In a letter last month to the Secretary of the Army, Ryan McCarthy, Sen. Schumer asked if the office had conducted a review of TikTok's potential dangers. He said he was writing to "express concern" about personnel using it "in both their personal and official capacities."

Schumer noted: "While I recognize that the Army must adapt its recruiting techniques in order to attract young Americans to serve, I urge you to assess the potential national security risks posed by China-owned technology companies before choosing to utilize certain platforms."

It is not currently clear if the new anti-TikTok policy is a direct reaction to the senator's warning. Reuters reported after the letter army cadets were told to avoid the application.

A Navy spokesperson told Reuters its personnel are generally allowed to use commercial apps but specific pieces of mobile software may be banned if they are found to have potential security threats. The U.S. Navy Office of Information has been contacted for comment.

The Navy's social media handbook warns of some potential dangers.

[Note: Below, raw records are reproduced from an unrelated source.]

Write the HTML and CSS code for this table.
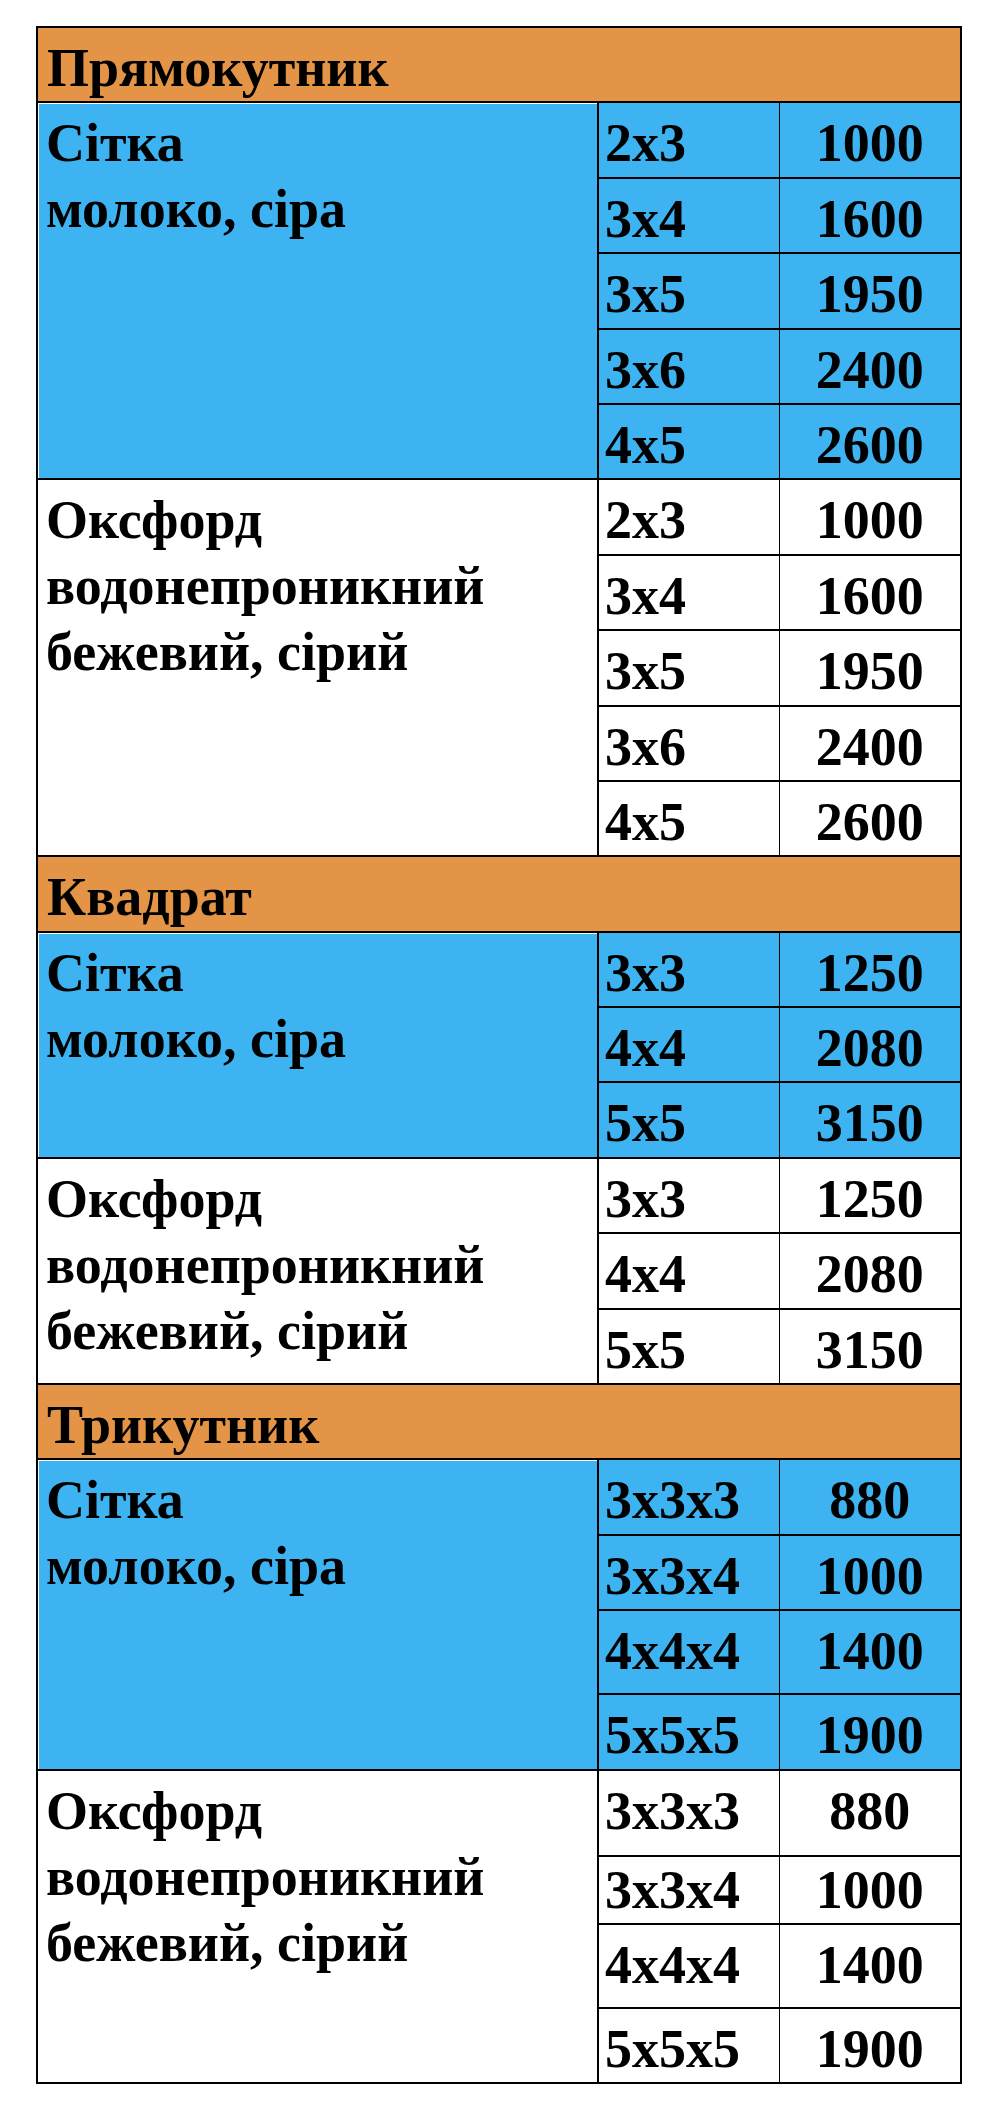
FILE: index.html
```html
<!DOCTYPE html>
<html lang="uk">
<head>
<meta charset="utf-8">
<title>Ціни</title>
<link rel="stylesheet" href="styles.css">
</head>
<body>
<div class="page">
<table class="prices">
  <colgroup>
    <col class="c-name">
    <col class="c-size">
    <col class="c-price">
  </colgroup>
  <tbody>
    <tr class="head"><td colspan="3">Прямокутник</td></tr>
    <tr class="blue"><td class="name" rowspan="5">Сітка<br>молоко, сіра</td><td class="size">2x3</td><td class="price">1000</td></tr>
    <tr class="blue"><td class="size">3x4</td><td class="price">1600</td></tr>
    <tr class="blue"><td class="size">3x5</td><td class="price">1950</td></tr>
    <tr class="blue"><td class="size">3x6</td><td class="price">2400</td></tr>
    <tr class="blue"><td class="size">4x5</td><td class="price">2600</td></tr>
    <tr><td class="name" rowspan="5">Оксфорд<br>водонепроникний<br>бежевий, сірий</td><td class="size">2x3</td><td class="price">1000</td></tr>
    <tr><td class="size">3x4</td><td class="price">1600</td></tr>
    <tr><td class="size">3x5</td><td class="price">1950</td></tr>
    <tr><td class="size">3x6</td><td class="price">2400</td></tr>
    <tr><td class="size">4x5</td><td class="price">2600</td></tr>

    <tr class="head"><td colspan="3">Квадрат</td></tr>
    <tr class="blue"><td class="name" rowspan="3">Сітка<br>молоко, сіра</td><td class="size">3x3</td><td class="price">1250</td></tr>
    <tr class="blue"><td class="size">4x4</td><td class="price">2080</td></tr>
    <tr class="blue"><td class="size">5x5</td><td class="price">3150</td></tr>
    <tr><td class="name" rowspan="3">Оксфорд<br>водонепроникний<br>бежевий, сірий</td><td class="size">3x3</td><td class="price">1250</td></tr>
    <tr><td class="size">4x4</td><td class="price">2080</td></tr>
    <tr><td class="size">5x5</td><td class="price">3150</td></tr>

    <tr class="head"><td colspan="3">Трикутник</td></tr>
    <tr class="blue"><td class="name" rowspan="4">Сітка<br>молоко, сіра</td><td class="size">3x3x3</td><td class="price">880</td></tr>
    <tr class="blue"><td class="size">3x3x4</td><td class="price">1000</td></tr>
    <tr class="blue tall"><td class="size">4x4x4</td><td class="price">1400</td></tr>
    <tr class="blue"><td class="size">5x5x5</td><td class="price">1900</td></tr>
    <tr class="taller"><td class="name" rowspan="4">Оксфорд<br>водонепроникний<br>бежевий, сірий</td><td class="size">3x3x3</td><td class="price">880</td></tr>
    <tr class="short"><td class="size">3x3x4</td><td class="price">1000</td></tr>
    <tr class="tall"><td class="size">4x4x4</td><td class="price">1400</td></tr>
    <tr><td class="size">5x5x5</td><td class="price">1900</td></tr>
  </tbody>
</table>
</div>
</body>
</html>
```

FILE: styles.css
```css
html, body {
  margin: 0;
  padding: 0;
  background: #ffffff;
}

.page {
  padding: 26px 0 0 36px;
}

.prices {
  border-collapse: collapse;
  table-layout: fixed;
  width: 924px;
  border: 2px solid #000;
  font-family: "Liberation Serif", "Times New Roman", serif;
  font-weight: bold;
  font-size: 54px;
  line-height: 66px;
  color: #000;
}

.c-name { width: 561px; }
.c-size { width: 181px; }
.c-price { width: 182px; }

.prices tr {
  height: 75.4px;
}

.prices tr.tall { height: 84px; }
.prices tr.taller { height: 86px; }
.prices tr.short { height: 66px; }

.prices td {
  vertical-align: top;
  padding: 7px 0 0 0;
  border-top: 2px solid #000;
  border-bottom: 2px solid #000;
  white-space: nowrap;
  overflow: hidden;
}

.head td {
  background: #e39447;
  padding-left: 9px;
}

.blue td {
  background: #3db4f1;
}

.name {
  padding-left: 8px !important;
  border-right: 2px solid #000;
  box-shadow: inset 1px 1px 0 #ffffff;
}

.size {
  padding-left: 6px !important;
  border-right: 1px solid #000;
}

.price {
  text-align: center;
}

.short td {
  padding-top: 0;
}
```
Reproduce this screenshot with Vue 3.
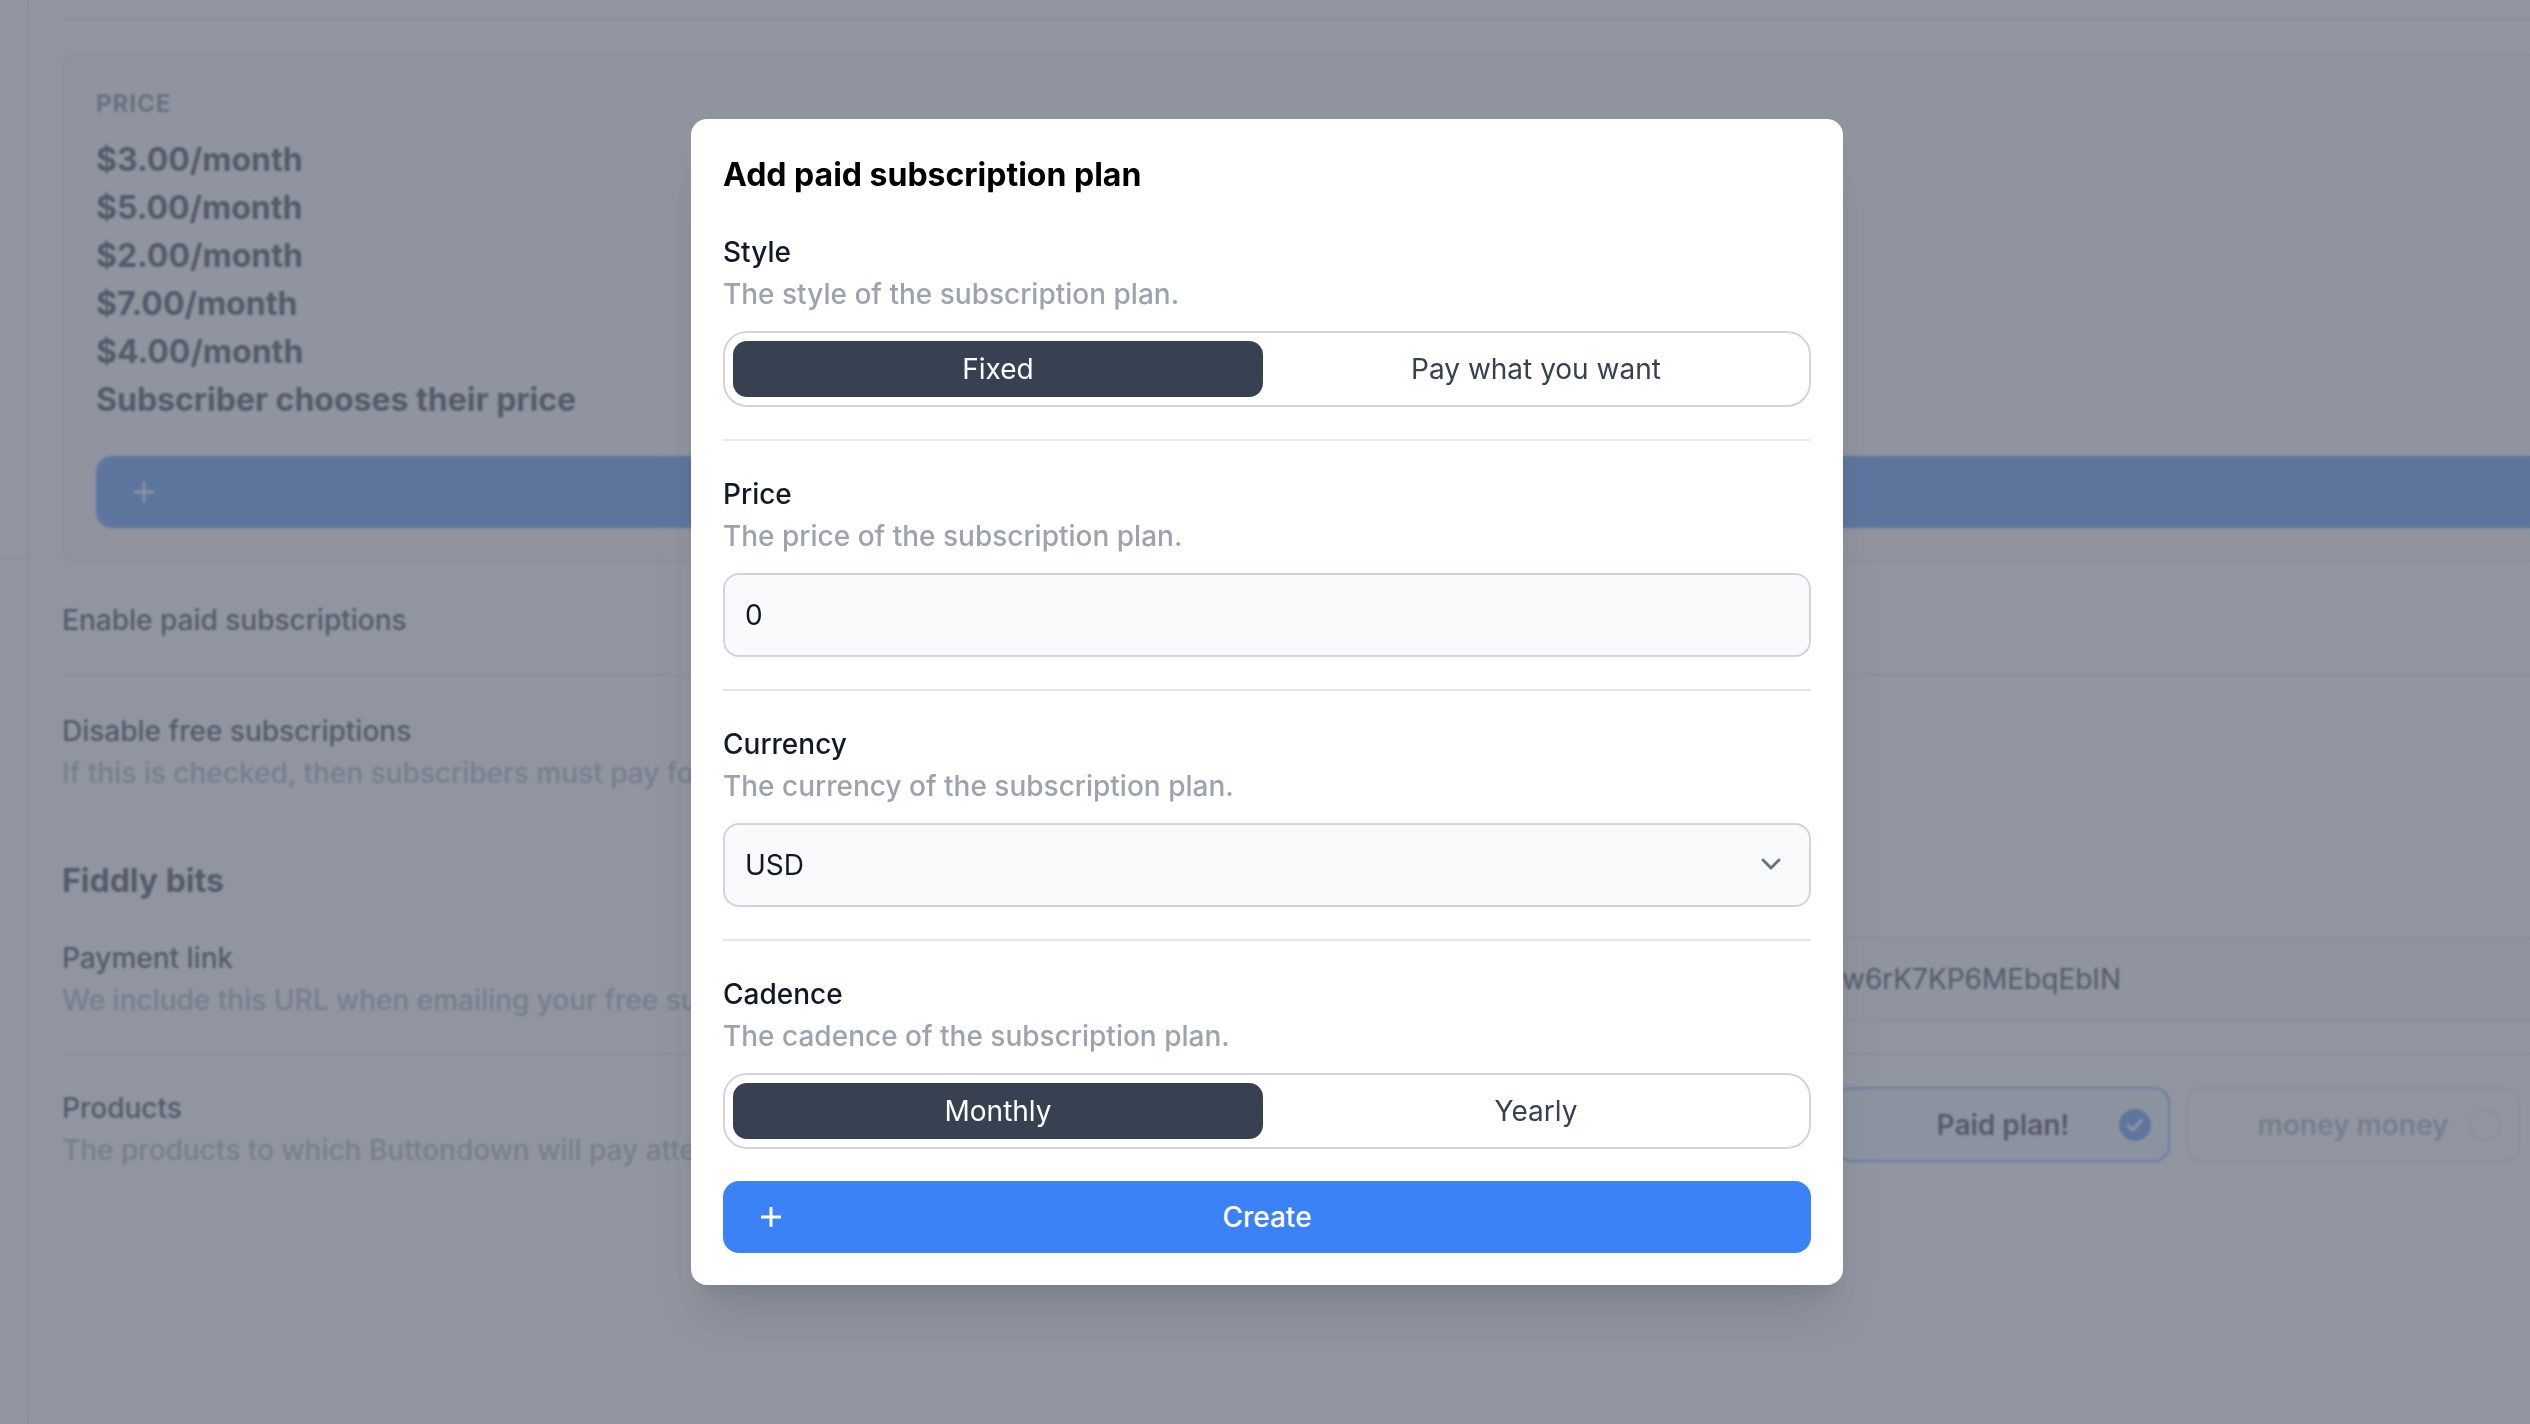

"One of the best features of social media sites is the ability to connect people from across the world in spontaneous and interactive ways," the 2019 editon reads.

"However, this also opens users and their systems to security weaknesses. Information you share on the internet can provide terrorists, spies and criminals information they may use to harm you or disrupt your command's mission. Remember, hacking, configuration errors, social engineering and the sale/sharing of user data mean your information could become public any time."

Last month, TikTok said U.S. user data is stored in the United States, with a backup in Singapore. It said moderation for the American audience is controlled domestically. That came after a teen was banned after posting content about China's human rights abuses against Uighur Muslims.

U.S. politicians recently launched a national security review into the company over its $1 billion purchase of the popular video platform Musical.ly in 2017.

"We will continue to work with the US government on all of the issues," TikTok said.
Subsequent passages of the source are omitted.